INSTRUCTIONS TO FOLLOW:
Your task is to repeat the lines below exactly, excluding any pictures they contain.

______________________________

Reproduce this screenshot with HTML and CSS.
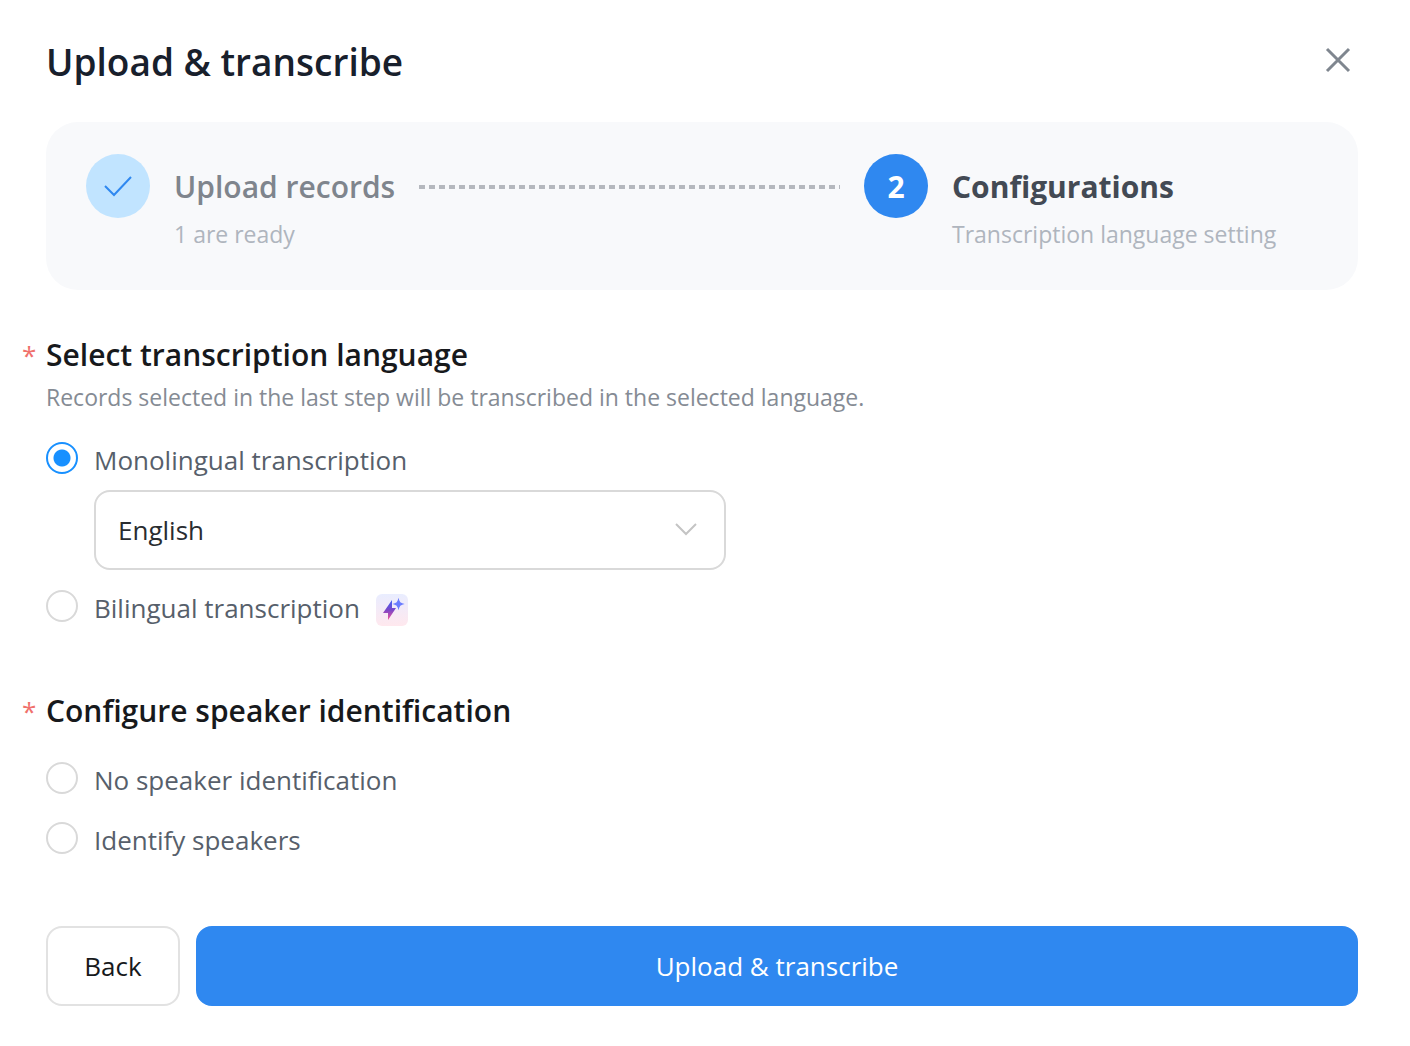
FILE: index.html
```html
<!DOCTYPE html>
<html lang="en">
<head>
<meta charset="utf-8">
<meta name="viewport" content="width=device-width, initial-scale=1">
<title>Upload &amp; transcribe</title>
<link rel="stylesheet" href="styles.css">
</head>
<body>
<main class="dialog">
  <header class="dialog-header">
    <h1 class="dialog-title">Upload &amp; transcribe</h1>
    <button class="close" type="button" aria-label="Close">
      <svg width="28" height="28" viewBox="0 0 28 28" fill="none" stroke="#7f868f" stroke-width="3"><path d="M3 3L25 25M25 3L3 25"/></svg>
    </button>
  </header>

  <ol class="steps">
    <li class="step step-done">
      <span class="step-badge">
        <svg width="32" height="32" viewBox="0 0 32 32" fill="none" stroke="#2f88f0" stroke-width="2"><path d="M3 16L12 25L29 7"/></svg>
      </span>
      <div class="step-body">
        <div class="step-heading"><span class="step-name">Upload records</span><span class="step-line"></span></div>
        <div class="step-note">1 are ready</div>
      </div>
    </li>
    <li class="step step-current" aria-current="step">
      <span class="step-badge">2</span>
      <div class="step-body">
        <div class="step-heading"><span class="step-name">Configurations</span></div>
        <div class="step-note">Transcription language setting</div>
      </div>
    </li>
  </ol>

  <form class="form">
    <section class="group group-language" role="radiogroup" aria-labelledby="language-title">
      <h2 class="group-title" id="language-title"><span class="required">*</span>Select transcription language</h2>
      <p class="hint">Records selected in the last step will be transcribed in the selected language.</p>
      <label class="option"><input class="radio" type="radio" name="mode" checked><span>Monolingual transcription</span></label>
      <div class="select">
        <select class="select-field" aria-label="Language"><option>English</option></select>
        <svg class="select-arrow" width="24" height="24" viewBox="0 0 24 24" fill="none" stroke="#c4c4c4" stroke-width="2"><path d="M2 6L12 16L22 6"/></svg>
      </div>
      <label class="option"><input class="radio" type="radio" name="mode"><span>Bilingual transcription</span>
        <svg class="pro" width="32" height="32" viewBox="0 0 32 32">
          <defs>
            <linearGradient id="tile" x1="0" y1="0" x2="0" y2="1"><stop offset="0" stop-color="#e9edff"/><stop offset="1" stop-color="#ffe8ee"/></linearGradient>
            <linearGradient id="bolt" x1="0" y1="0" x2="0" y2="1"><stop offset="0" stop-color="#3f63f5"/><stop offset=".5" stop-color="#7a46c8"/><stop offset="1" stop-color="#f0559a"/></linearGradient>
          </defs>
          <rect width="32" height="32" rx="6" fill="url(#tile)"/>
          <path d="M16 6V14H20L12 26V19H7Z" fill="url(#bolt)"/>
          <path d="M22.500 6.500Q23.300 9.200 26 10Q23.300 10.800 22.500 13.500Q21.700 10.800 19 10Q21.700 9.200 22.500 6.500Z" fill="#6a7cff" stroke="#6a7cff" stroke-width="1.500"/>
        </svg>
      </label>
    </section>

    <section class="group" role="radiogroup" aria-labelledby="speaker-title">
      <h2 class="group-title" id="speaker-title"><span class="required">*</span>Configure speaker identification</h2>
      <div class="options">
        <label class="option"><input class="radio" type="radio" name="speaker"><span>No speaker identification</span></label>
        <label class="option"><input class="radio" type="radio" name="speaker"><span>Identify speakers</span></label>
      </div>
    </section>

    <footer class="actions">
      <button class="button" type="button">Back</button>
      <button class="button button-primary" type="button">Upload &amp; transcribe</button>
    </footer>
  </form>
</main>
</body>
</html>
```
FILE: styles.css
```css
* { box-sizing: border-box; }

body {
  margin: 0;
  background: #fff;
  color: #17191c;
  font-family: "Open Sans", "Noto Sans", sans-serif;
  font-size: 26px;
}

h1, h2, p, ol { margin: 0; padding: 0; }

.dialog { padding: 36px 52px 40px 46px; }

.dialog-header {
  display: flex;
  align-items: flex-start;
  justify-content: space-between;
}

.dialog-title { font-size: 37px; font-weight: 600; line-height: 52px; color: #18202c; }

.close { display: flex; padding: 10px 6px; border: 0; background: none; }

.steps {
  display: flex;
  gap: 24px;
  margin-top: 34px;
  padding: 32px 40px 42px;
  border-radius: 32px;
  background: #f8f9fb;
  list-style: none;
}

.step { display: flex; gap: 24px; }
.step-done { flex: 1; }
.step-current { flex: 0 0 454px; }

.step-badge {
  display: flex;
  flex: none;
  align-items: center;
  justify-content: center;
  width: 64px;
  height: 64px;
  border-radius: 50%;
  background: #2f88f0;
  color: #fff;
  font-size: 30px;
  font-weight: 700;
}
.step-done .step-badge { background: #c1e4ff; }

.step-body { flex: 1; }
.step-heading { display: flex; align-items: center; gap: 24px; font-size: 30px; line-height: 66px; }
.step-done .step-name { color: #7f858d; font-weight: 600; }
.step-current .step-name { color: #434a54; font-weight: 700; }
.step-line {
  flex: 1;
  height: 4px;
  background: repeating-linear-gradient(90deg, #b5b8be 0 6px, transparent 6px 10px);
}
.step-note { color: #afb5be; font-size: 23px; line-height: 28px; }

.group { margin-bottom: 64px; }
.group-language { margin: 45px 0 61px; }
.group-title { display: flex; margin-left: -24px; font-size: 30px; font-weight: 600; line-height: 40px; }
.required { width: 24px; color: #f0706c; font-size: 26px; font-weight: 400; }
.hint { margin-bottom: 19px; color: #858b94; font-size: 23px; line-height: 44px; }

.option { display: flex; align-items: center; gap: 16px; height: 44px; color: #575f6b; }
.options { display: flex; flex-direction: column; gap: 16px; margin-top: 27px; }
.pro { margin-top: 4px; }

.radio {
  appearance: none;
  flex: none;
  width: 32px;
  height: 32px;
  margin: 0 0 4px;
  border: 2px solid #d9d9d9;
  border-radius: 50%;
  background: #fff;
}
.radio:checked { border-color: #1890ff; background: radial-gradient(circle, #1890ff 8px, #fff 9px); }

.select { display: grid; align-items: center; width: 632px; max-width: 100%; margin: 8px 0 16px 48px; }
.select-field, .select-arrow { grid-area: 1 / 1; }
.select-field {
  appearance: none;
  width: 100%;
  height: 80px;
  padding: 0 22px;
  border: 2px solid #d9d9d9;
  border-radius: 16px;
  background: #fff;
  color: #292c30;
  font: inherit;
}
.select-arrow { justify-self: end; margin-right: 28px; pointer-events: none; }

.actions { display: flex; gap: 16px; }
.button {
  min-width: 134px;
  height: 80px;
  padding: 0 36px;
  border: 2px solid #e2e2e2;
  border-radius: 16px;
  background: #fff;
  color: #17191c;
  font: inherit;
}
.button-primary { flex: 1; border-color: #2f88f0; background: #2f88f0; color: #fff; }
```
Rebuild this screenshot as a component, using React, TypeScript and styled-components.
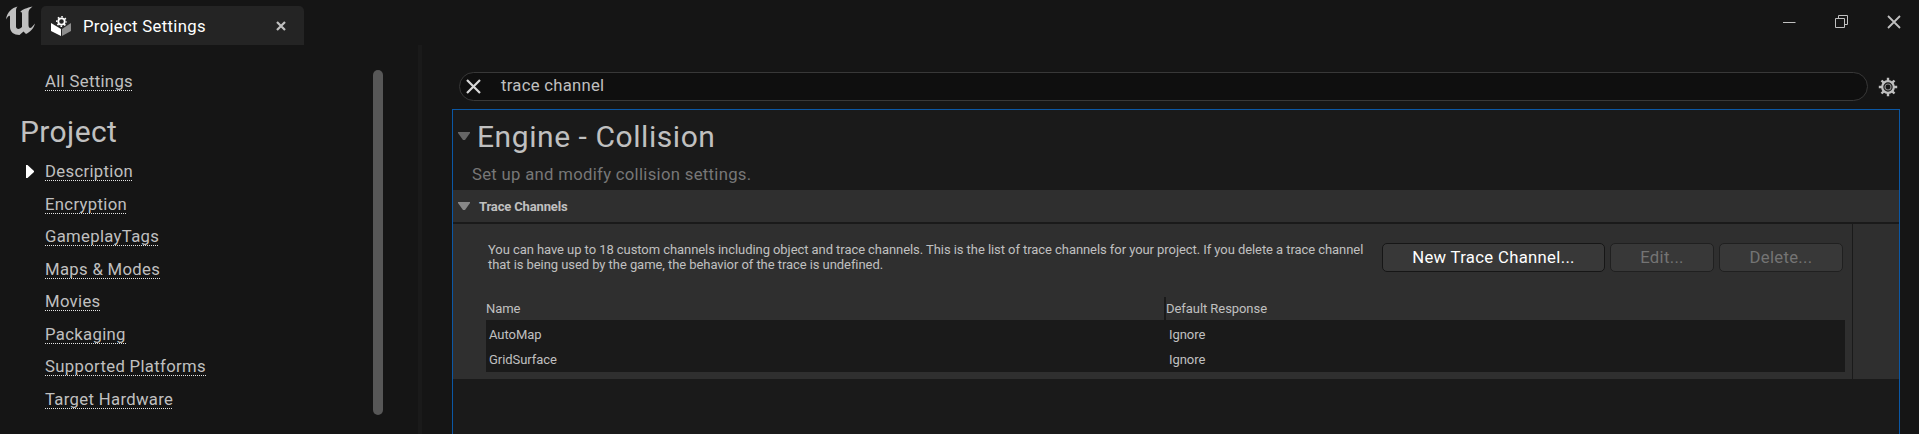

______________________________

RESPONSE TO THIS TASK:
Reproduce this screenshot with HTML and CSS.
FILE: index.html
```html
<!DOCTYPE html>
<html lang="en">
<head>
<meta charset="utf-8">
<meta name="viewport" content="width=device-width, initial-scale=1">
<title>Upload &amp; transcribe</title>
<link rel="stylesheet" href="styles.css">
</head>
<body>
<main class="dialog">
  <header class="dialog-header">
    <h1 class="dialog-title">Upload &amp; transcribe</h1>
    <button class="close" type="button" aria-label="Close">
      <svg width="28" height="28" viewBox="0 0 28 28" fill="none" stroke="#7f868f" stroke-width="3"><path d="M3 3L25 25M25 3L3 25"/></svg>
    </button>
  </header>

  <ol class="steps">
    <li class="step step-done">
      <span class="step-badge">
        <svg width="32" height="32" viewBox="0 0 32 32" fill="none" stroke="#2f88f0" stroke-width="2"><path d="M3 16L12 25L29 7"/></svg>
      </span>
      <div class="step-body">
        <div class="step-heading"><span class="step-name">Upload records</span><span class="step-line"></span></div>
        <div class="step-note">1 are ready</div>
      </div>
    </li>
    <li class="step step-current" aria-current="step">
      <span class="step-badge">2</span>
      <div class="step-body">
        <div class="step-heading"><span class="step-name">Configurations</span></div>
        <div class="step-note">Transcription language setting</div>
      </div>
    </li>
  </ol>

  <form class="form">
    <section class="group group-language" role="radiogroup" aria-labelledby="language-title">
      <h2 class="group-title" id="language-title"><span class="required">*</span>Select transcription language</h2>
      <p class="hint">Records selected in the last step will be transcribed in the selected language.</p>
      <label class="option"><input class="radio" type="radio" name="mode" checked><span>Monolingual transcription</span></label>
      <div class="select">
        <select class="select-field" aria-label="Language"><option>English</option></select>
        <svg class="select-arrow" width="24" height="24" viewBox="0 0 24 24" fill="none" stroke="#c4c4c4" stroke-width="2"><path d="M2 6L12 16L22 6"/></svg>
      </div>
      <label class="option"><input class="radio" type="radio" name="mode"><span>Bilingual transcription</span>
        <svg class="pro" width="32" height="32" viewBox="0 0 32 32">
          <defs>
            <linearGradient id="tile" x1="0" y1="0" x2="0" y2="1"><stop offset="0" stop-color="#e9edff"/><stop offset="1" stop-color="#ffe8ee"/></linearGradient>
            <linearGradient id="bolt" x1="0" y1="0" x2="0" y2="1"><stop offset="0" stop-color="#3f63f5"/><stop offset=".5" stop-color="#7a46c8"/><stop offset="1" stop-color="#f0559a"/></linearGradient>
          </defs>
          <rect width="32" height="32" rx="6" fill="url(#tile)"/>
          <path d="M16 6V14H20L12 26V19H7Z" fill="url(#bolt)"/>
          <path d="M22.500 6.500Q23.300 9.200 26 10Q23.300 10.800 22.500 13.500Q21.700 10.800 19 10Q21.700 9.200 22.500 6.500Z" fill="#6a7cff" stroke="#6a7cff" stroke-width="1.500"/>
        </svg>
      </label>
    </section>

    <section class="group" role="radiogroup" aria-labelledby="speaker-title">
      <h2 class="group-title" id="speaker-title"><span class="required">*</span>Configure speaker identification</h2>
      <div class="options">
        <label class="option"><input class="radio" type="radio" name="speaker"><span>No speaker identification</span></label>
        <label class="option"><input class="radio" type="radio" name="speaker"><span>Identify speakers</span></label>
      </div>
    </section>

    <footer class="actions">
      <button class="button" type="button">Back</button>
      <button class="button button-primary" type="button">Upload &amp; transcribe</button>
    </footer>
  </form>
</main>
</body>
</html>
```
FILE: styles.css
```css
* { box-sizing: border-box; }

body {
  margin: 0;
  background: #fff;
  color: #17191c;
  font-family: "Open Sans", "Noto Sans", sans-serif;
  font-size: 26px;
}

h1, h2, p, ol { margin: 0; padding: 0; }

.dialog { padding: 36px 52px 40px 46px; }

.dialog-header {
  display: flex;
  align-items: flex-start;
  justify-content: space-between;
}

.dialog-title { font-size: 37px; font-weight: 600; line-height: 52px; color: #18202c; }

.close { display: flex; padding: 10px 6px; border: 0; background: none; }

.steps {
  display: flex;
  gap: 24px;
  margin-top: 34px;
  padding: 32px 40px 42px;
  border-radius: 32px;
  background: #f8f9fb;
  list-style: none;
}

.step { display: flex; gap: 24px; }
.step-done { flex: 1; }
.step-current { flex: 0 0 454px; }

.step-badge {
  display: flex;
  flex: none;
  align-items: center;
  justify-content: center;
  width: 64px;
  height: 64px;
  border-radius: 50%;
  background: #2f88f0;
  color: #fff;
  font-size: 30px;
  font-weight: 700;
}
.step-done .step-badge { background: #c1e4ff; }

.step-body { flex: 1; }
.step-heading { display: flex; align-items: center; gap: 24px; font-size: 30px; line-height: 66px; }
.step-done .step-name { color: #7f858d; font-weight: 600; }
.step-current .step-name { color: #434a54; font-weight: 700; }
.step-line {
  flex: 1;
  height: 4px;
  background: repeating-linear-gradient(90deg, #b5b8be 0 6px, transparent 6px 10px);
}
.step-note { color: #afb5be; font-size: 23px; line-height: 28px; }

.group { margin-bottom: 64px; }
.group-language { margin: 45px 0 61px; }
.group-title { display: flex; margin-left: -24px; font-size: 30px; font-weight: 600; line-height: 40px; }
.required { width: 24px; color: #f0706c; font-size: 26px; font-weight: 400; }
.hint { margin-bottom: 19px; color: #858b94; font-size: 23px; line-height: 44px; }

.option { display: flex; align-items: center; gap: 16px; height: 44px; color: #575f6b; }
.options { display: flex; flex-direction: column; gap: 16px; margin-top: 27px; }
.pro { margin-top: 4px; }

.radio {
  appearance: none;
  flex: none;
  width: 32px;
  height: 32px;
  margin: 0 0 4px;
  border: 2px solid #d9d9d9;
  border-radius: 50%;
  background: #fff;
}
.radio:checked { border-color: #1890ff; background: radial-gradient(circle, #1890ff 8px, #fff 9px); }

.select { display: grid; align-items: center; width: 632px; max-width: 100%; margin: 8px 0 16px 48px; }
.select-field, .select-arrow { grid-area: 1 / 1; }
.select-field {
  appearance: none;
  width: 100%;
  height: 80px;
  padding: 0 22px;
  border: 2px solid #d9d9d9;
  border-radius: 16px;
  background: #fff;
  color: #292c30;
  font: inherit;
}
.select-arrow { justify-self: end; margin-right: 28px; pointer-events: none; }

.actions { display: flex; gap: 16px; }
.button {
  min-width: 134px;
  height: 80px;
  padding: 0 36px;
  border: 2px solid #e2e2e2;
  border-radius: 16px;
  background: #fff;
  color: #17191c;
  font: inherit;
}
.button-primary { flex: 1; border-color: #2f88f0; background: #2f88f0; color: #fff; }
```
Rebuild this screenshot as a component, using React, TypeScript and styled-components.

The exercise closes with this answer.